Please report every line from the material that contains the word "components".

* start INFORMATION SHOWN *

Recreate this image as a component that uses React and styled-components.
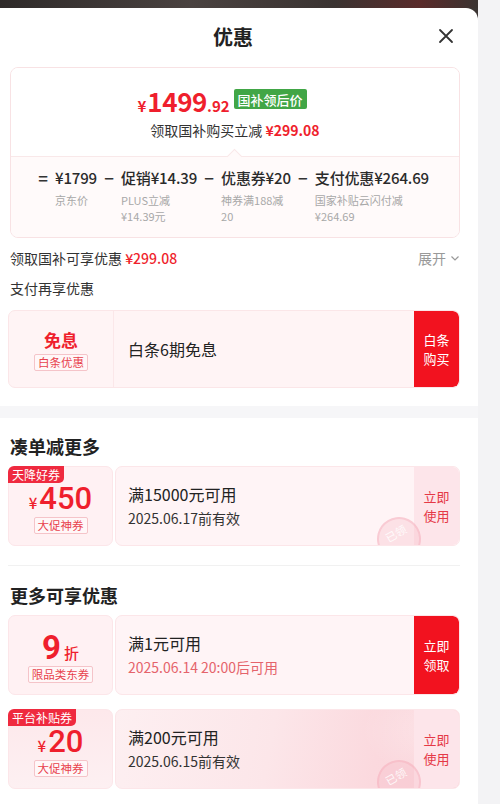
import React from "react";
import styled, { createGlobalStyle } from "styled-components";

const GlobalStyle = createGlobalStyle`
    body {
        margin: 0;
        background: #f3f3f5;
        font-family: "Noto Sans CJK SC", "Noto Sans", sans-serif;
        color: #222;
    }
    * { box-sizing: border-box; }
`;

const RED = "#ef1f2d";

export default function App() {
    return (
        <Page>
            <GlobalStyle />
            <Column>
                <PhotoStrip />
                <Sheet>
                    <Header>
                        <Title>优惠</Title>
                        <Close aria-label="close">
                            <svg width="16" height="16" viewBox="0 0 16 16">
                                <path d="M2 2 L14 14 M14 2 L2 14" stroke="#333" strokeWidth="1.8" strokeLinecap="round" />
                            </svg>
                        </Close>
                    </Header>

                    <Body>
                        <PriceCard>
                            <PriceTop>
                                <PriceLine>
                                    <Yen>¥</Yen>
                                    <Big>1499</Big>
                                    <Cents>.92</Cents>
                                    <GreenBadge>国补领后价</GreenBadge>
                                </PriceLine>
                                <SubLine>
                                    领取国补购买立减 <RedText $bold>¥299.08</RedText>
                                </SubLine>
                            </PriceTop>
                            <PriceBottom>
                                <Formula>
                                    <Op>=</Op>
                                    <Term>
                                        <TermValue>¥1799</TermValue>
                                        <TermLabel>京东价</TermLabel>
                                    </Term>
                                    <Op>−</Op>
                                    <Term>
                                        <TermValue>促销¥14.39</TermValue>
                                        <TermLabel>PLUS立减<br />¥14.39元</TermLabel>
                                    </Term>
                                    <Op>−</Op>
                                    <Term>
                                        <TermValue>优惠券¥20</TermValue>
                                        <TermLabel>神券满188减<br />20</TermLabel>
                                    </Term>
                                    <Op>−</Op>
                                    <Term>
                                        <TermValue>支付优惠¥264.69</TermValue>
                                        <TermLabel>国家补贴云闪付减<br />¥264.69</TermLabel>
                                    </Term>
                                </Formula>
                            </PriceBottom>
                        </PriceCard>

                        <InfoRow>
                            <span>领取国补可享优惠 <RedText>¥299.08</RedText></span>
                            <Expand>
                                展开
                                <svg width="10" height="10" viewBox="0 0 10 10">
                                    <path d="M1.5 3.5 L5 7 L8.5 3.5" fill="none" stroke="#999" strokeWidth="1.2" />
                                </svg>
                            </Expand>
                        </InfoRow>
                        <InfoRow $gap={10}>支付再享优惠</InfoRow>

                        <BaitiaoCard>
                            <BaitiaoLeft>
                                <BaitiaoTitle>免息</BaitiaoTitle>
                                <OutlineTag>白条优惠</OutlineTag>
                            </BaitiaoLeft>
                            <BaitiaoText>白条6期免息</BaitiaoText>
                            <RedButton>白条<br />购买</RedButton>
                        </BaitiaoCard>
                    </Body>

                    <GrayBand />

                    <Body>
                        <SectionHeading $top={16}>凑单减更多</SectionHeading>
                        <Coupon
                            ribbon="天降好券"
                            amount={<><CouponYen>¥</CouponYen><CouponBig>450</CouponBig></>}
                            tag="大促神券"
                            title="满15000元可用"
                            date="2025.06.17前有效"
                            action={<>立即<br />使用</>}
                            stamp
                        />
                        <Divider />
                        <SectionHeading $top={17}>更多可享优惠</SectionHeading>
                        <Coupon
                            amount={<><CouponBig $bold>9</CouponBig><CouponUnit>折</CouponUnit></>}
                            tag="限品类东券"
                            title="满1元可用"
                            date="2025.06.14 20:00后可用"
                            redDate
                            action={<>立即<br />领取</>}
                            solid
                        />
                        <Spacer $h={14} />
                        <Coupon
                            ribbon="平台补贴券"
                            amount={<><CouponYen>¥</CouponYen><CouponBig>20</CouponBig></>}
                            tag="大促神券"
                            title="满200元可用"
                            date="2025.06.15前有效"
                            action={<>立即<br />使用</>}
                            stamp
                            fancy
                        />
                    </Body>
                </Sheet>
            </Column>
            <SideStrip />
        </Page>
    );
}

function Coupon({ ribbon, amount, tag, title, date, redDate, action, solid, stamp, fancy }) {
    return (
        <CouponRow>
            <CouponLeft $fancy={fancy}>
                {ribbon && <Ribbon>{ribbon}</Ribbon>}
                <AmountLine>{amount}</AmountLine>
                <OutlineTag>{tag}</OutlineTag>
            </CouponLeft>
            <CouponRight $fancy={fancy}>
                <CouponInfo>
                    <CouponTitle>{title}</CouponTitle>
                    <CouponDate $red={redDate}>{date}</CouponDate>
                </CouponInfo>
                {stamp && <Stamp>已领</Stamp>}
                {solid ? <RedButton>{action}</RedButton> : <SoftButton>{action}</SoftButton>}
            </CouponRight>
        </CouponRow>
    );
}

// styled components

const Page = styled.div`
    display: flex;
    width: 500px;
    height: 804px;
    overflow: hidden;
    background: #f3f3f5;
`;

const Column = styled.div`
    width: 478px;
    display: flex;
    flex-direction: column;
    background: #3b3533;
`;

const PhotoStrip = styled.div`
    height: 8px;
    background: linear-gradient(90deg, #2e2a29 0%, #4a4240 40%, #3a3331 70%, #5a2a2a 88%, #3a3331 100%);
`;

const SideStrip = styled.div`
    flex: 1;
    background: #f3f3f5;
`;

const Sheet = styled.div`
    flex: 1;
    background: #fff;
    border-top-right-radius: 12px;
`;

const Header = styled.div`
    position: relative;
    height: 56px;
    display: flex;
    align-items: center;
    justify-content: center;
    padding-right: 12px;
`;

const Title = styled.h1`
    margin: 0;
    font-size: 20px;
    font-weight: 700;
    color: #222;
`;

const Close = styled.div`
    position: absolute;
    right: 24px;
    top: 20px;
    width: 16px;
    height: 16px;
    display: flex;
`;

const Body = styled.div`
    padding: 0 18px 0 8px;
    display: flex;
    flex-direction: column;
`;

const PriceCard = styled.div`
    margin: 3px 0 0 2px;
    border: 1px solid #f8e2e4;
    border-radius: 8px;
    overflow: hidden;
`;

const PriceTop = styled.div`
    height: 88px;
    padding-top: 18px;
    display: flex;
    flex-direction: column;
    align-items: center;
    background: #fff;
`;

const PriceLine = styled.div`
    display: flex;
    align-items: baseline;
    height: 30px;
    color: ${RED};
    font-weight: 700;
    transform: translateX(-13px);
`;

const Yen = styled.span`
    font-size: 15px;
    margin-right: 1px;
`;

const Big = styled.span`
    font-size: 26px;
    line-height: 30px;
    letter-spacing: -0.4px;
`;

const Cents = styled.span`
    font-size: 15px;
`;

const GreenBadge = styled.span`
    align-self: center;
    margin-left: 4px;
    height: 20px;
    padding: 0 4px;
    display: flex;
    align-items: center;
    background: #41a646;
    color: #fff;
    font-size: 13px;
    font-weight: 500;
    border-radius: 2px;
    transform: translateY(-2px);
`;

const SubLine = styled.div`
    margin-top: 4px;
    font-size: 14px;
    line-height: 20px;
    color: #333;
`;

const RedText = styled.span`
    color: ${RED};
    font-weight: ${(p) => (p.$bold ? 600 : 500)};
`;

const PriceBottom = styled.div`
    position: relative;
    height: 81px;
    padding: 10px 0 0 26px;
    background: #fffafa;
    border-top: 1px solid #f9e8e9;

    &::before {
        content: "";
        position: absolute;
        left: 218px;
        top: -6px;
        width: 10px;
        height: 10px;
        background: #fffafa;
        border-top: 1px solid #f9e8e9;
        border-left: 1px solid #f9e8e9;
        transform: rotate(45deg);
    }
`;

const Formula = styled.div`
    display: flex;
    align-items: flex-start;
    gap: 6px;
`;

const Op = styled.span`
    width: 12px;
    text-align: center;
    font-size: 17px;
    line-height: 22px;
    color: #333;
    font-weight: 500;
`;

const Term = styled.div`
    display: flex;
    flex-direction: column;
`;

const TermValue = styled.span`
    font-size: 15px;
    line-height: 22px;
    font-weight: 500;
    color: #2a2a2a;
    white-space: nowrap;
    letter-spacing: -0.15px;
`;

const TermLabel = styled.span`
    margin-top: 3px;
    font-size: 11px;
    line-height: 16px;
    color: #a8a8a8;
    white-space: nowrap;
`;

const InfoRow = styled.div`
    margin-top: ${(p) => p.$gap ?? 10}px;
    margin-left: 2px;
    height: 20px;
    display: flex;
    align-items: center;
    justify-content: space-between;
    font-size: 14px;
    color: #333;
`;

const Expand = styled.span`
    display: flex;
    align-items: center;
    gap: 4px;
    color: #999;
    font-size: 14px;
`;

const BaitiaoCard = styled.div`
    margin-top: 12px;
    height: 78px;
    display: flex;
    align-items: stretch;
    background: #fff4f5;
    border: 1px solid #fbe6e8;
    border-radius: 7px;
    overflow: hidden;
`;

const BaitiaoLeft = styled.div`
    width: 105px;
    display: flex;
    flex-direction: column;
    align-items: center;
    justify-content: center;
    gap: 2px;
    border-right: 1px solid #fbe7e9;
`;

const BaitiaoTitle = styled.span`
    font-size: 17px;
    line-height: 24px;
    font-weight: 700;
    color: ${RED};
`;

const BaitiaoText = styled.div`
    flex: 1;
    display: flex;
    align-items: center;
    padding-left: 14px;
    font-size: 16px;
    color: #222;
`;

const OutlineTag = styled.span`
    height: 17px;
    padding: 0 3px;
    display: flex;
    align-items: center;
    font-size: 11.5px;
    line-height: 15px;
    color: #e8414c;
    background: #fff7f8;
    border: 1px solid #f5c4c9;
    border-radius: 2px;
`;

const RedButton = styled.div`
    width: 45px;
    display: flex;
    align-items: center;
    justify-content: center;
    text-align: center;
    background: #f2121f;
    color: #fff;
    font-size: 13px;
    line-height: 19px;
    border-radius: 0 6px 6px 0;
`;

const SoftButton = styled(RedButton)`
    background: #fde5ea;
    color: #e53846;
`;

const GrayBand = styled.div`
    margin-top: 18px;
    height: 12px;
    background: #f6f6f8;
`;

const SectionHeading = styled.h2`
    margin: ${(p) => p.$top}px 0 0 2px;
    font-size: 18px;
    line-height: 24px;
    font-weight: 700;
    color: #222;
`;

const CouponRow = styled.div`
    margin-top: 8px;
    height: 80px;
    display: flex;
    gap: 2px;
`;

const CouponLeft = styled.div`
    position: relative;
    width: 105px;
    display: flex;
    flex-direction: column;
    align-items: center;
    justify-content: center;
    gap: 3px;
    padding-top: 6px;
    background: ${(p) => (p.$fancy ? "linear-gradient(180deg, #fde8eb, #fdf0f2)" : "#fff1f3")};
    border: 1px solid #fce6e9;
    border-radius: 7px;
`;

const Ribbon = styled.span`
    position: absolute;
    left: -1px;
    top: -1px;
    height: 17px;
    padding: 0 4px;
    display: flex;
    align-items: center;
    background: #ef2a3f;
    color: #fff;
    font-size: 12px;
    line-height: 17px;
    border-radius: 6px 0 5px 0;
`;

const AmountLine = styled.div`
    display: flex;
    align-items: baseline;
    height: 30px;
    color: ${RED};
    font-weight: 500;
`;

const CouponYen = styled.span`
    font-size: 15px;
    line-height: 30px;
    margin-right: 2px;
`;

const CouponBig = styled.span`
    font-family: Roboto, "Noto Sans", sans-serif;
    font-size: ${(p) => (p.$bold ? 33 : 31)}px;
    line-height: 30px;
    font-weight: ${(p) => (p.$bold ? 700 : 500)};
`;

const CouponUnit = styled.span`
    font-size: 15px;
    line-height: 30px;
    margin-left: 3px;
`;

const CouponRight = styled.div`
    position: relative;
    flex: 1;
    display: flex;
    overflow: hidden;
    background: ${(p) =>
        p.$fancy
            ? "radial-gradient(ellipse 120px 70px at 330px 20px, rgba(255,255,255,0.35), rgba(255,255,255,0) 70%), linear-gradient(100deg, #fdeff1 0%, #fce6e9 45%, #fbd9de 75%, #fad4da 100%)"
            : "#fff4f6"};
    border: 1px solid #fce6e9;
    border-radius: 7px;
`;

const CouponInfo = styled.div`
    flex: 1;
    display: flex;
    flex-direction: column;
    justify-content: center;
    gap: 3px;
    padding-left: 12px;
    padding-bottom: 2px;
`;

const CouponTitle = styled.span`
    font-size: 16px;
    line-height: 22px;
    color: #222;
`;

const CouponDate = styled.span`
    font-size: 14px;
    line-height: 20px;
    color: ${(p) => (p.$red ? "#e5636b" : "#333")};
`;

const Stamp = styled.span`
    position: absolute;
    right: 38px;
    bottom: -16px;
    width: 44px;
    height: 44px;
    display: flex;
    align-items: flex-start;
    justify-content: center;
    padding-top: 6px;
    border-radius: 50%;
    border: 2px solid rgba(244, 170, 182, 0.4);
    background: rgba(247, 190, 200, 0.35);
    color: rgba(255, 255, 255, 0.85);
    font-size: 11px;
    line-height: 14px;
    transform: rotate(-30deg);
`;

const Divider = styled.div`
    margin-top: 19px;
    height: 1px;
    background: #f1f1f1;
`;

const Spacer = styled.div`
    height: ${(p) => p.$h - 8}px;
`;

* end INFORMATION SHOWN *

#### ANSWER TO THIS EXERCISE:
Recreate this image as a component that uses React and styled-components.
import styled, { createGlobalStyle } from "styled-components";
// styled components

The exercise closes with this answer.